Aborted If a job is manually or automatically aborted, Tombolo will send a notification, allowing you to investigate why the job was stopped prematurely.
Unknown When a work unit enters an unknown state, Tombolo will notify you to investigate further.
Setting Up Job Monitoring
To set up job monitoring in Tombolo, follow these steps. After creating the monitoring, it must be approved and activated for the monitoring to take effect.
- Access the Monitoring menu from the left vertical bar and select Job.
- This will navigate you to the Job Monitoring page.
- On the top-right corner, click the Action button and select Add Job Monitoring.
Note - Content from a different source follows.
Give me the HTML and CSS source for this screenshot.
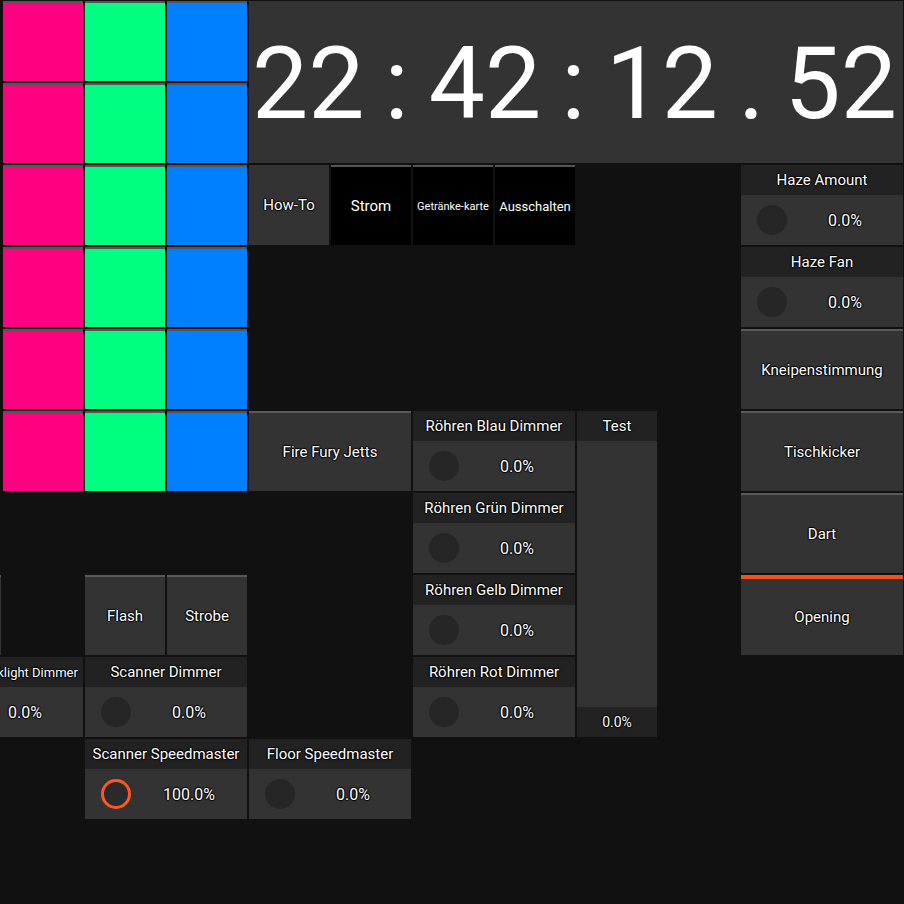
FILE: index.html
```html
<!DOCTYPE html>
<html lang="de">
<head>
<meta charset="utf-8">
<title>Kneipe</title>
<link rel="stylesheet" href="styles.css">
</head>
<body>
<div class="board">
  <div class="cell pink r1 c2"></div><div class="cell green r1 c3"></div><div class="cell blue r1 c4"></div>
  <div class="cell pink r2 c2"></div><div class="cell green r2 c3"></div><div class="cell blue r2 c4"></div>
  <div class="cell pink r3 c2"></div><div class="cell green r3 c3"></div><div class="cell blue r3 c4"></div>
  <div class="cell pink r4 c2"></div><div class="cell green r4 c3"></div><div class="cell blue r4 c4"></div>
  <div class="cell pink r5 c2"></div><div class="cell green r5 c3"></div><div class="cell blue r5 c4"></div>
  <div class="cell pink r6 c2"></div><div class="cell green r6 c3"></div><div class="cell blue r6 c4"></div>

  <div class="clock r1 c5 w8 h2"><span>22</span><span>:</span><span>42</span><span>:</span><span>12</span><span>.</span><span>52</span></div>

  <div class="btn plain r3 c5"><span class="lbl">How-To</span></div>
  <div class="btn dark r3 c6"><span class="lbl">Strom</span></div>
  <div class="btn dark r3 c7"><span class="lbl l11">Getränke-karte</span></div>
  <div class="btn dark r3 c8"><span class="lbl l13">Ausschalten</span></div>

  <div class="fader r3 c11 w2"><div class="hdr">Haze Amount</div><div class="body"><div class="knob"></div><div class="val">0.0%</div></div></div>
  <div class="fader r4 c11 w2"><div class="hdr">Haze Fan</div><div class="body"><div class="knob"></div><div class="val">0.0%</div></div></div>
  <div class="btn r5 c11 w2"><span class="lbl">Kneipenstimmung</span></div>
  <div class="btn r6 c11 w2"><span class="lbl">Tischkicker</span></div>
  <div class="btn r7 c11 w2"><span class="lbl">Dart</span></div>
  <div class="btn active r8 c11 w2"><span class="lbl">Opening</span></div>

  <div class="btn r6 c5 w2"><span class="lbl">Fire Fury Jetts</span></div>

  <div class="fader r6 c7 w2"><div class="hdr">Röhren Blau Dimmer</div><div class="body"><div class="knob"></div><div class="val">0.0%</div></div></div>
  <div class="fader r7 c7 w2"><div class="hdr">Röhren Grün Dimmer</div><div class="body"><div class="knob"></div><div class="val">0.0%</div></div></div>
  <div class="fader r8 c7 w2"><div class="hdr">Röhren Gelb Dimmer</div><div class="body"><div class="knob"></div><div class="val">0.0%</div></div></div>
  <div class="fader r9 c7 w2"><div class="hdr">Röhren Rot Dimmer</div><div class="body"><div class="knob"></div><div class="val">0.0%</div></div></div>

  <div class="slider r6 c9 h4"><div class="hdr">Test</div><div class="track"></div><div class="foot">0.0%</div></div>

  <div class="btn r8 c1"></div>
  <div class="btn r8 c3"><span class="lbl">Flash</span></div>
  <div class="btn r8 c4"><span class="lbl">Strobe</span></div>

  <div class="fader r9 c1 w2"><div class="hdr small">Decken Blacklight Dimmer</div><div class="body"><div class="knob"></div><div class="val">0.0%</div></div></div>
  <div class="fader r9 c3 w2"><div class="hdr">Scanner Dimmer</div><div class="body"><div class="knob"></div><div class="val">0.0%</div></div></div>
  <div class="fader r10 c3 w2"><div class="hdr">Scanner Speedmaster</div><div class="body"><div class="knob on"></div><div class="val">100.0%</div></div></div>
  <div class="fader r10 c5 w2"><div class="hdr">Floor Speedmaster</div><div class="body"><div class="knob"></div><div class="val">0.0%</div></div></div>
</div>
</body>
</html>
```
FILE: styles.css
```css
html, body {
  margin: 0;
  padding: 0;
  background: #111111;
  overflow: hidden;
  width: 904px;
  height: 904px;
}
body {
  font-family: Roboto, "Noto Sans", sans-serif;
  color: #fff;
}
.board {
  display: grid;
  grid-template-columns: repeat(12, 80px);
  grid-template-rows: repeat(11, 80px);
  gap: 2px;
  margin-left: -79px;
  padding-top: 1px;
}
.r1 { grid-row-start: 1; } .r2 { grid-row-start: 2; } .r3 { grid-row-start: 3; }
.r4 { grid-row-start: 4; } .r5 { grid-row-start: 5; } .r6 { grid-row-start: 6; }
.r7 { grid-row-start: 7; } .r8 { grid-row-start: 8; } .r9 { grid-row-start: 9; }
.r10 { grid-row-start: 10; }
.c1 { grid-column-start: 1; } .c2 { grid-column-start: 2; } .c3 { grid-column-start: 3; }
.c4 { grid-column-start: 4; } .c5 { grid-column-start: 5; } .c6 { grid-column-start: 6; }
.c7 { grid-column-start: 7; } .c8 { grid-column-start: 8; } .c9 { grid-column-start: 9; }
.c10 { grid-column-start: 10; } .c11 { grid-column-start: 11; }
.w2 { grid-column-end: span 2; }
.w8 { grid-column-end: span 8; }
.h2 { grid-row-end: span 2; }
.h4 { grid-row-end: span 4; }

.cell { border-top: 2px solid #555; }
.pink { background: #ff0080; }
.green { background: #00ff80; }
.blue { background: #0080ff; }

.clock {
  background: #333;
  display: flex;
  justify-content: space-between;
  align-items: center;
  padding: 4px 6px 0 3px;
  font-size: 100px;
  font-weight: 400;
  line-height: 1;
  box-sizing: border-box;
}

.lbl, .hdr, .val, .foot {
  text-shadow: 1px 0 1px #000, -1px 0 1px #000, 0 1px 1px #000, 0 -1px 1px #000;
  white-space: nowrap;
}
.btn {
  background: #333;
  border-top: 2px solid #5a5a5a;
  box-sizing: border-box;
  display: flex;
  align-items: center;
  justify-content: center;
  font-size: 15px;
}
.btn.plain { border-top: 0; }
.btn.dark { background: #000; border-top-color: #555; }
.btn.active { border-top: 4px solid #f4511e; }
.l13 { font-size: 13px; }
.l11 { font-size: 11px; }

.fader {
  display: flex;
  flex-direction: column;
  font-size: 15px;
}
.hdr {
  height: 30px;
  background: #222;
  display: flex;
  align-items: center;
  justify-content: center;
}
.hdr.small { font-size: 13px; }
.fader .body {
  flex: 1;
  background: #333;
  display: flex;
  align-items: center;
}
.knob {
  width: 30px;
  height: 30px;
  border-radius: 50%;
  background: #262626;
  margin-left: 16px;
  box-sizing: border-box;
  flex: none;
}
.knob.on {
  border: 3px solid #ff5722;
  background: #2a2a2a;
}
.val {
  flex: 1;
  text-align: center;
  font-size: 16px;
}
.slider {
  display: flex;
  flex-direction: column;
  font-size: 15px;
}
.track { flex: 1; background: #333; }
.foot {
  height: 30px;
  background: #222;
  display: flex;
  align-items: center;
  justify-content: center;
  font-size: 14px;
}
```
- A modal with three tabs will appear. Complete the required details in each tab. Alternatively, if you have an existing monitoring setup, you can quickly create a new one by duplicating it and modifying the necessary details. To duplicate, click on 'More' under the Actions menu in the Job Monitoring table.
Tab 1: Basic Information
This tab collects essential details about the job monitoring setup:
-
Monitoring Name Provide a unique name for this job monitoring configuration. The name must be distinct across all job monitorings.
-
Description Enter a brief description to make it easier to understand the purpose of this monitoring.
-
Monitoring Scope Choose one of the two options: Select 'Specific Job' if you know the job name and it is always the same. Select 'Monitoring by Job Pattern' if the job name changes but follows a consistent pattern.
-
Cluster
Select a predefined cluster where the job is expected to run. -
Job Name / Job Name Pattern
If the job name is constant, enter the exact name. If not, provide a pattern for the job name. Click the information icon next to this field for details on acceptable patterns.
Tab 2: Scheduling Information
This tab is used to define the job schedule and timing requirements.
-
Schedule Use the schedule picker at the top to define when the monitoring should occur.
-
Require Complete Toggle this to Yes if the job is expected to complete at a specific time.
-
Expected Start Time Specify the time when the job is expected to start. If there is no specific expected start time, enter the same value as the expected completion time.
-
Expected Completion Time Specify the time by which the job is expected to complete.
Depending on enabled integrations, additional fields may appear in this tab.
Tab 3: Notifications
This tab configures how and when notifications are sent:
-
Notify When Choose the conditions under which a notification should be sent (e.g., job state or timing violations).
-
Primary Contact Specify the primary recipient for this job monitoring configuration.
Depending on enabled integrations, additional fields may appear in this tab
Updating Job Monitoring
To update existing job monitoring, you can use the Edit or Bulk Edit options:
-
Edit Option
For individual Job Monitoring, the Edit option is available under Actions in the Job Monitoring table. This allows you to update all the fields for a specific job monitoring. -
Bulk Edit Option
The Bulk Edit option, accessible via the Action button in the top-right corner, enables you to update multiple job monitorings simultaneously. This is useful for making changes to several monitorings at once; however, note that only a limited set of fields can be updated using this option.
Pausing and Starting Job Monitoring
Job monitoring can be started or paused as needed. To do so, use the Start/Pause icon under the Actions menu in the Job Monitoring table.
Notifications
Job Monitoring sends notifications when the specified conditions are met. These notifications are saved by Tombolo and can be accessed from the Notifications page. To view the notifications, expand the dashboard and click on Notifications in the left navigation menu.